* **INPUT DATA**:
◇ ◇ ◇

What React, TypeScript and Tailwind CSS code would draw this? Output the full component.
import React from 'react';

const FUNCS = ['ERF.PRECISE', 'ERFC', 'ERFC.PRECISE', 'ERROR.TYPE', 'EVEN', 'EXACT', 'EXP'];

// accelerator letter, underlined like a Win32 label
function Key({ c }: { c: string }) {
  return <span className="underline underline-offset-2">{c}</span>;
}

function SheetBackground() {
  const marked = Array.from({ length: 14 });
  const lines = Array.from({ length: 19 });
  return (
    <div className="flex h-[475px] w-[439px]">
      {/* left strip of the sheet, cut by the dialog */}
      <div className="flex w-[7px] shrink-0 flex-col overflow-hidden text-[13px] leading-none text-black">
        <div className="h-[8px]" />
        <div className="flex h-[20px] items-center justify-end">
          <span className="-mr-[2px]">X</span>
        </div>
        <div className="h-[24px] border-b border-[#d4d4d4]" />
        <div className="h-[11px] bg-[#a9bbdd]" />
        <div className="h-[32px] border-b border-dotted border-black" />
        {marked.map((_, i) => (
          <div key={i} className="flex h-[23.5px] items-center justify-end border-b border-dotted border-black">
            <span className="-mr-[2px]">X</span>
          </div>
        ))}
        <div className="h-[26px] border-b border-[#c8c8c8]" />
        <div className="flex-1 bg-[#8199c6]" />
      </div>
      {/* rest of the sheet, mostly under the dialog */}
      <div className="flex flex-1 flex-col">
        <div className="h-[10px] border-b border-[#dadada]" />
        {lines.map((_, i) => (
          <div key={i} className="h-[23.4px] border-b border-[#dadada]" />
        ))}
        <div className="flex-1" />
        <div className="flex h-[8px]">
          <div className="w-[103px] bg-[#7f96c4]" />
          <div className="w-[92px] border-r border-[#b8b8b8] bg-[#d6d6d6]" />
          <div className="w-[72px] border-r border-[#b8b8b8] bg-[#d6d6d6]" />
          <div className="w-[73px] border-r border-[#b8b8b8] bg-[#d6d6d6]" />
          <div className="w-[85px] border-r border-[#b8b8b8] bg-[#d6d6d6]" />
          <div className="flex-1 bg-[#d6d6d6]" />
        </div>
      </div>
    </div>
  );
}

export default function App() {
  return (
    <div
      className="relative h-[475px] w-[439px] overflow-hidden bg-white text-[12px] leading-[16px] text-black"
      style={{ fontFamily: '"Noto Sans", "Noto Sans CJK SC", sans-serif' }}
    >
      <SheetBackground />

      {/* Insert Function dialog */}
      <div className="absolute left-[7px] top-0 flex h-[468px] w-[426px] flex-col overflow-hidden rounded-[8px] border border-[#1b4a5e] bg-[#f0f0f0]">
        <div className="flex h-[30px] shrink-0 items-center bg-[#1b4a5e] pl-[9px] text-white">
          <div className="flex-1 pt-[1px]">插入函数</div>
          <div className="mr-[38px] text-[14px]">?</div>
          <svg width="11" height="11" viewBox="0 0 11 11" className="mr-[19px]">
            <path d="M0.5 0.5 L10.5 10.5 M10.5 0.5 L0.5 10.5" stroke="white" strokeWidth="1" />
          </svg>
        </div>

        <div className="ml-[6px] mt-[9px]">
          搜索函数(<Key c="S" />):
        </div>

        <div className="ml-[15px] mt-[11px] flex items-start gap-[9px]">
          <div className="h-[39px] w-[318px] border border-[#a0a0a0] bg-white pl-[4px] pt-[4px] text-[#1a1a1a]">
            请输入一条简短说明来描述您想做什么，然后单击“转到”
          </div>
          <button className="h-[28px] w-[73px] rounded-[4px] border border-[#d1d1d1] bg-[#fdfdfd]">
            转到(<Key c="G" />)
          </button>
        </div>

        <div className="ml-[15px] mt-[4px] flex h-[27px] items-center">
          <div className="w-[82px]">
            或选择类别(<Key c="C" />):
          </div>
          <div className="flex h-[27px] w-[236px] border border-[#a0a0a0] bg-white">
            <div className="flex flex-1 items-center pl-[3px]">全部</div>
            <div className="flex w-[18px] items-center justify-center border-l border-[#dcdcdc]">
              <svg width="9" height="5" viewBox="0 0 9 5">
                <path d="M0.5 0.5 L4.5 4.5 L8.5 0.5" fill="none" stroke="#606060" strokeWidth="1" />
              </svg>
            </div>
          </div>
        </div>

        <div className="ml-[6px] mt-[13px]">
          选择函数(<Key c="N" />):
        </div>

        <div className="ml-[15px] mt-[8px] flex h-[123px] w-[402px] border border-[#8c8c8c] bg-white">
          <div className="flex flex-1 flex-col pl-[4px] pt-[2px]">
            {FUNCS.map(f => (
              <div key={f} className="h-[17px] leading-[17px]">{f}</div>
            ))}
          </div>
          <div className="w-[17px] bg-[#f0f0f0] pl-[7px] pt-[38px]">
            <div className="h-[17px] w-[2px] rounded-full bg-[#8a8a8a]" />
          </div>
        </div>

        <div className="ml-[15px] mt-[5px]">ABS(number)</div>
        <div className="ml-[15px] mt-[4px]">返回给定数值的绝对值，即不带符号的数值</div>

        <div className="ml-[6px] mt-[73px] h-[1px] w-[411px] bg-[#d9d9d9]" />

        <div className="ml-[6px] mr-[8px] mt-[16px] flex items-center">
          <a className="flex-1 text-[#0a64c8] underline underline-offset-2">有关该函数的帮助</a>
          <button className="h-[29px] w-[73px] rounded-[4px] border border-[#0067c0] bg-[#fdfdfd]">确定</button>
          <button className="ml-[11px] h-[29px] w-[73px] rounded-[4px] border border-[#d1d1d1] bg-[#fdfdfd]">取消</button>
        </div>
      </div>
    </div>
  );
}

◇ ◇ ◇

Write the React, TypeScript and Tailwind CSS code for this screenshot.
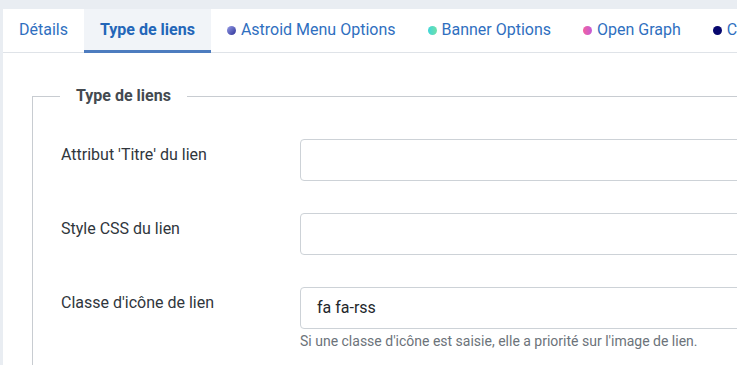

◇ ◇ ◇

* **PROBLEM TO SOLVE**: Each line above that holds the string "React" should be copied and shown.

* **SOLUTION TO THIS TASK**:
What React, TypeScript and Tailwind CSS code would draw this? Output the full component.
import React from 'react';
Write the React, TypeScript and Tailwind CSS code for this screenshot.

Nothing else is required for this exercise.